Yes, there have been some questions in response to this event. Would we have to re-engineer much of our equipment and plant, and would that then add to the cost of it?
While it's not a final outcome in terms of all of the causal factors in Japan, our view would be that our plants are designed to meet what we would consider to be credible design-basis faults. Once we have carried out the review we've been asked to do with the regulator, it will be our job to confirm that the design basis is sound.
We are pretty confident that will be the case. I still expect there'll be a number of lessons learned, but I don't expect them necessarily to be capital-intensive lessons. I expect they will be lessons about how you manage a multiple event, because obviously this is a site with four units, all together. So if you have an event in one, then it actually can escalate to all four. And obviously in Ontario we do have units.
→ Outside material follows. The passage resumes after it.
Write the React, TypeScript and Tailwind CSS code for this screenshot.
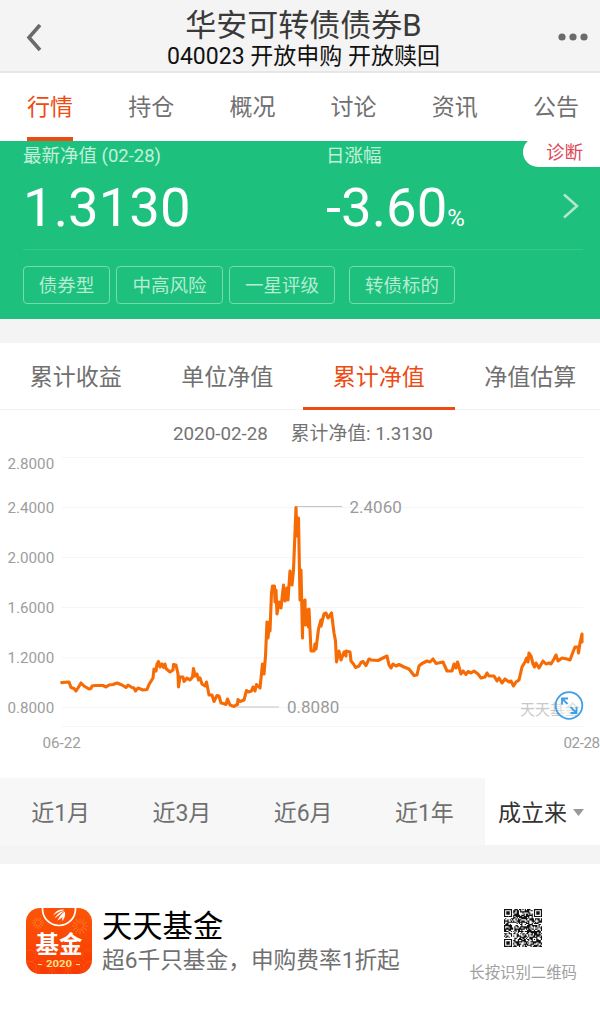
const mainTabs = ["行情", "持仓", "概况", "讨论", "资讯", "公告"];
const chartTabs = ["累计收益", "单位净值", "累计净值", "净值估算"];
const periods = ["近1月", "近3月", "近6月", "近1年"];

const tags = [
  { label: "债券型", className: "w-[87px]" },
  { label: "中高风险", className: "ml-1.5 w-[107px]" },
  { label: "一星评级", className: "ml-1.5 w-[106px]" },
  { label: "转债标的", className: "ml-3.5 w-[106px]" },
];

const axisLabels = [
  { value: "2.8000", line: 457.5, text: 468.5 },
  { value: "2.4000", line: 507.5, text: 512.5 },
  { value: "2.0000", line: 557.5, text: 562.5 },
  { value: "1.6000", line: 607.5, text: 612.5 },
  { value: "1.2000", line: 658, text: 663 },
  { value: "0.8000", line: 707.5, text: 713 },
];

const navPoints =
  "62,682.5 69,682 71,687.5 74,688.5 76,691 78,688 81,683 84,686 89,689 91,688.5 92,686 95,685.5 103,685.5 106,687 109,685 113,684.5 117,683 122,685 126,687.5 128,685 132,687.5 134,688 135.5,691 138,688 143,690 147,689.5 149,684.5 153,678 154,669 156,671 157,664 158.5,661.5 160,667 162,664 163.5,667.5 165,664 166,668.5 170,672 173,670 173.5,664.5 176,665 178,674 178.5,687 180,677 183,677 184,681.5 187,678 190,680 192.5,677 193.5,668.5 195,676 197,674 198.5,680 200,678 202,684 205,686 206.5,682 209,695 212,695 214,701.5 217,695.5 219,696 221,703 223.5,703.5 226,704.5 227.5,699 230,705 234,706.5 236,705 237.5,704.5 238,699.5 240,701.5 244,700 246.5,690.5 248.5,692 251.5,691 253,687 255,691 256.5,684.5 260,688 262.5,664 264,674 265.5,656 267,622 268,638 269.5,622 270,631 271.5,593 272.5,586 274.5,586 275,602 276,590 277,614 279,602 281,608 283.5,585 285,601 287,588 288,600 290,571 292,585 293.5,570 296,507.5 297,536 298.5,518 300,600 301,570 302.5,638 303,602 305,600 305.5,625 307,610 308.5,627 309,609 311,651 314,651 315,644 316,649 318.5,629 321,620 321,626 324,614 326,613 328,618 331.5,613 334,633 335.5,641 336.5,662 339,651 341,660 344,652 346,656 346,651 350,652 351,661 353.5,664 355.5,667.5 359,666 361,662.5 363,661.5 366,665.5 369,659 371,660 378,660.5 387,656 389,665 391,668 393,664 396,666 399,664.5 404,667 409,669 414,675.5 417,675 419,666 422,663.5 427,661 430,662 433,659 436,663.5 443,662 447,671 452,671 454,664 456,668 457.5,662 459,667 461,674 463,671 466,674.5 468,671.5 471,673 474,671 478,674 481,678 485,677 487,673 489,676 494,676 497,681 499,678 502,683 505,679 509,682 511,681 513.5,686 516,682 519,680 522,667 525,662 526.5,658 528,662 529,653 531,656 533,664 534.5,667 536,663 539,668 543,661 546,664 549,663 551,664 554,659 556,655 558,661 562,658 567,659 570,660 573,652 575,647 578,647 578.5,653 580,643 582,634 582,642 581,640";

const QR_SIZE = 33;

// finder patterns sit in three corners, the rest is filled from a small hash
function isDark(x: number, y: number) {
  const corners = [
    [0, 0],
    [QR_SIZE - 7, 0],
    [0, QR_SIZE - 7],
  ];
  for (const [cx, cy] of corners) {
    const d = Math.max(Math.abs(x - cx - 3), Math.abs(y - cy - 3));
    if (d <= 4) return d !== 4 && d !== 2;
  }
  const d = Math.max(Math.abs(x - 26), Math.abs(y - 26));
  if (d <= 2) return d !== 1;
  const n = Math.sin(x * 12.9898 + y * 78.233) * 43758.5453;
  return n - Math.floor(n) > 0.45;
}

function QrCode() {
  let path = "";
  for (let y = 0; y < QR_SIZE; y++) {
    for (let x = 0; x < QR_SIZE; x++) {
      if (isDark(x, y)) path += `M${x} ${y}h1v1h-1z`;
    }
  }
  return (
    <svg width="38" height="38" viewBox="0 0 33 33">
      <path d={path} fill="#111" />
    </svg>
  );
}

function Firework({ x, y, r }: { x: number; y: number; r: number }) {
  return (
    <g transform={`translate(${x} ${y})`} stroke="#ff8a3d" strokeWidth="0.8" opacity="0.75">
      {[0, 30, 60, 90, 120, 150, 180, 210, 240, 270, 300, 330].map((a) => (
        <line key={a} x1={r * 0.35} x2={r} y1="0" y2="0" transform={`rotate(${a})`} />
      ))}
    </g>
  );
}

function AppLogo() {
  return (
    <svg width="66" height="66" viewBox="0 0 66 66" className="shrink-0">
      <defs>
        <clipPath id="logo">
          <rect width="66" height="66" rx="14" />
        </clipPath>
        <linearGradient id="logoBg" x1="0" y1="0" x2="0" y2="1">
          <stop offset="0" stopColor="#fb5606" />
          <stop offset="1" stopColor="#f93a04" />
        </linearGradient>
      </defs>
      <g clipPath="url(#logo)">
        <rect width="66" height="66" fill="url(#logoBg)" />
        <Firework x={12} y={15} r={6} />
        <Firework x={54} y={18} r={8} />
        <g fill="none" stroke="#ff7a30" strokeWidth="0.6" opacity="0.5">
          {[2, 18, 34, 50, 66].map((x) => (
            <g key={x}>
              <circle cx={x} cy="62" r="9" />
              <circle cx={x} cy="62" r="5.5" />
            </g>
          ))}
          <circle cx="4" cy="48" r="6" />
          <circle cx="62" cy="48" r="6" />
        </g>
        <circle cx="33" cy="1" r="16.5" fill="#fb5005" stroke="#fff" strokeWidth="1.7" />
        <path
          d="M27 7.5C30 2.500 34 0.500 38.500 2C33.500 3.200 30.500 5 27 7.500zM28.500 10.200C32 5.300 35 3.300 38.500 3C34.500 5.500 32 8.500 28.500 10.200zM31.500 12.500C33.500 8 36 5 39 3.500C37.500 8 35.500 11 31.500 12.500zM36 13C36 9 37 6 39 4C39.500 8 38.500 11 36 13z"
          fill="#fff"
        />
        <text
          x="33"
          y="45"
          textAnchor="middle"
          fill="#fff"
          fontWeight="700"
          fontSize="23.5"
          className="font-['Noto_Sans_CJK_SC',sans-serif]"
        >
          基金
        </text>
        <text
          x="33"
          y="59"
          textAnchor="middle"
          fill="#ffe08a"
          fontWeight="700"
          fontSize="9"
          textLength="26"
          lengthAdjust="spacingAndGlyphs"
          className="font-[Roboto,sans-serif]"
        >
          2020
        </text>
        <path d="M12 56.500h4M50 56.500h4" stroke="#ffe08a" strokeWidth="1.2" />
      </g>
    </svg>
  );
}

function NavChart() {
  return (
    <svg width="600" height="328" viewBox="0 450 600 328" className="block font-[Roboto,'Noto_Sans_CJK_SC',sans-serif]">
      <g stroke="#f5f5f5">
        {axisLabels.map((a) => (
          <line key={a.value} x1="62" x2="583" y1={a.line} y2={a.line} />
        ))}
        <line x1="62" x2="583" y1="726.5" y2="726.5" />
      </g>
      <g fill="#9d9d9d" fontSize="15.2">
        {axisLabels.map((a) => (
          <text key={a.value} x="7.5" y={a.text}>
            {a.value}
          </text>
        ))}
        <text x="42.5" y="747.5">06-22</text>
        <text x="563.5" y="747.5" textLength="36.5">02-28</text>
      </g>
      <path d="M296 506.500H342M233 707H279" stroke="#c4c4c4" strokeWidth="1.2" />
      <g fill="#9b9b9b" fontSize="17">
        <text x="349.5" y="512.5">2.4060</text>
        <text x="287" y="713">0.8080</text>
      </g>
      <text x="520" y="714.5" fill="#c8c8c8" fontSize="15">天天基金</text>
      <polyline points={navPoints} fill="none" stroke="#f76b05" strokeWidth="3.1" strokeLinejoin="round" strokeLinecap="square" />
      <g fill="none" stroke="#3f9fe5" strokeWidth="1.8">
        <circle cx="569" cy="705.5" r="13.3" fill="#fff" fillOpacity="0.4" />
        <path d="M567.500 704l-5-5M562 704.500v-6h6M570.500 707l5.500 5.500M576.500 707v6h-6" />
      </g>
    </svg>
  );
}

export default function App() {
  return (
    <div className="flex h-[1017px] w-[600px] flex-col overflow-hidden bg-white font-[Roboto,'Noto_Sans_CJK_SC',sans-serif] text-[#707070]">
      <header className="flex h-[73px] shrink-0 items-center justify-between border-b-2 border-[#e6e6e6] bg-[#f4f4f4] pt-0.5 pr-3 pl-[26px]">
        <svg width="30" height="30" viewBox="0 0 30 30" fill="none" stroke="#6b6b6b" strokeWidth="3.6">
          <path d="M14 3L3 15.500L14 28" />
        </svg>
        <div className="flex flex-col items-center pt-1.5 pr-[7px]">
          <h1 className="text-[31px] leading-[35px] text-[#3a3a3a]">华安可转债债券B</h1>
          <p className="text-[23px] leading-7 text-[#111]">040023 开放申购 开放赎回</p>
        </div>
        <svg width="30" height="8" viewBox="0 0 30 8" fill="#6b6b6b">
          <circle cx="4" cy="4" r="3.6" />
          <circle cx="15" cy="4" r="3.6" />
          <circle cx="26" cy="4" r="3.6" />
        </svg>
      </header>

      <nav className="flex h-[68px] shrink-0 justify-between pr-[21px] pl-[27px] text-[23px]">
        {mainTabs.map((tab, i) => (
          <div
            key={tab}
            className={
              i === 0
                ? "flex items-center border-b-4 border-[#ed4b12] pt-1.5 text-[#ed4b12]"
                : "flex items-center border-b-4 border-transparent pt-1.5"
            }
          >
            {tab}
          </div>
        ))}
      </nav>

      <section className="relative flex h-[178px] shrink-0 flex-col overflow-hidden bg-[#1dc17d] px-[23px] text-white">
        <div className="absolute -top-1 right-0 flex h-[30px] w-[77px] items-center rounded-l-full bg-white pt-[3px] pl-[23px] text-[18.5px] text-[#e0495a]">
          诊断
        </div>
        <div className="flex h-[108px] pt-px">
          <div className="w-[303px]">
            <p className="text-[18.5px] leading-7 text-[#c3f0dc]">最新净值 (02-28)</p>
            <p className="text-[54.5px] leading-[74px]">1.3130</p>
          </div>
          <div>
            <p className="text-[18.5px] leading-7 text-[#c3f0dc]">日涨幅</p>
            <p className="text-[54.5px] leading-[74px]">
              -3.60<span className="text-[24px]">%</span>
            </p>
          </div>
          <svg width="18" height="26" viewBox="0 0 18 26" fill="none" stroke="#b4e6d0" strokeWidth="2.5" className="mt-[51px] mr-[-3px] ml-auto">
            <path d="M2 1.500L15 13L2 24.500" />
          </svg>
        </div>
        <div className="h-px w-[560px] bg-[#34c88b]" />
        <div className="mt-4 flex">
          {tags.map((tag) => (
            <span
              key={tag.label}
              className={`flex h-[38px] shrink-0 items-center justify-center rounded-[4px] border border-[#77dab1] pt-[3px] text-[18.5px] text-[#b5ecd4] ${tag.className}`}
            >
              {tag.label}
            </span>
          ))}
        </div>
      </section>

      <div className="h-6 shrink-0 bg-[#f4f4f4]" />

      <nav className="grid h-[67px] w-[606px] shrink-0 grid-cols-4 border-b border-[#f3f3f3] text-[23px]">
        {chartTabs.map((tab, i) => (
          <div
            key={tab}
            className={
              i === 2
                ? "-mb-px flex items-center justify-center border-b-3 border-[#ed4b12] pt-1.5 text-[#ed4b12]"
                : "-mb-px flex items-center justify-center border-b-3 border-transparent pt-1.5"
            }
          >
            {tab}
          </div>
        ))}
      </nav>

      <div className="flex h-10 shrink-0 items-center gap-[23px] pt-[9px] pl-[173px] text-[18.8px] text-[#737373]">
        <span>2020-02-28</span>
        <span>累计净值: 1.3130</span>
      </div>
      <NavChart />

      <div className="flex h-[67px] shrink-0 text-[23px]">
        {periods.map((p) => (
          <div key={p} className="flex w-[121.25px] items-center justify-center bg-[#f7f7f7] pt-[5px]">
            {p}
          </div>
        ))}
        <div className="flex flex-1 items-center pt-[5px] pl-[13px] text-[#333]">
          成立来
          <svg width="11" height="7" viewBox="0 0 11 7" className="mb-1 ml-1.5">
            <path d="M0 0h11L5.500 7z" fill="#999" />
          </svg>
        </div>
      </div>
      <div className="h-[19px] shrink-0 bg-[#f4f4f4]" />

      <footer className="flex h-[153px] shrink-0 items-center pr-[23px] pl-[26px]">
        <AppLogo />
        <div className="ml-2.5 pt-[5px]">
          <p className="text-[30.3px] leading-[35px] text-black">天天基金</p>
          <p className="text-[22.7px] leading-[34px]">超6千只基金，申购费率1折起</p>
        </div>
        <div className="ml-auto flex flex-col items-center pt-[13px]">
          <QrCode />
          <p className="mt-3.5 text-[15.4px] leading-6 text-[#a0a0a0]">长按识别二维码</p>
        </div>
      </footer>
    </div>
  );
}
For my own plant, of course, many parallels have been drawn because we actually do have six operational units, much like the plant at Fukushima. When we return our other two units to service shortly, we will have the largest power plant in the world in one place, in Ontario.
So I think there will be lessons about how our emergency management system copes with all of this generation in one place, and whether our plans are adequate to address that. But I think it is already clear to me that there will not be major plant requirements.
For example, if you think about the Fukushima plant, to make it more tsunami-proof, if I can say that, it would simply have been a matter of repositioning some of the equipment at a higher level. It wouldn't have been about purchasing more equipment. So some of those things would obviously be taken into the design for a new build.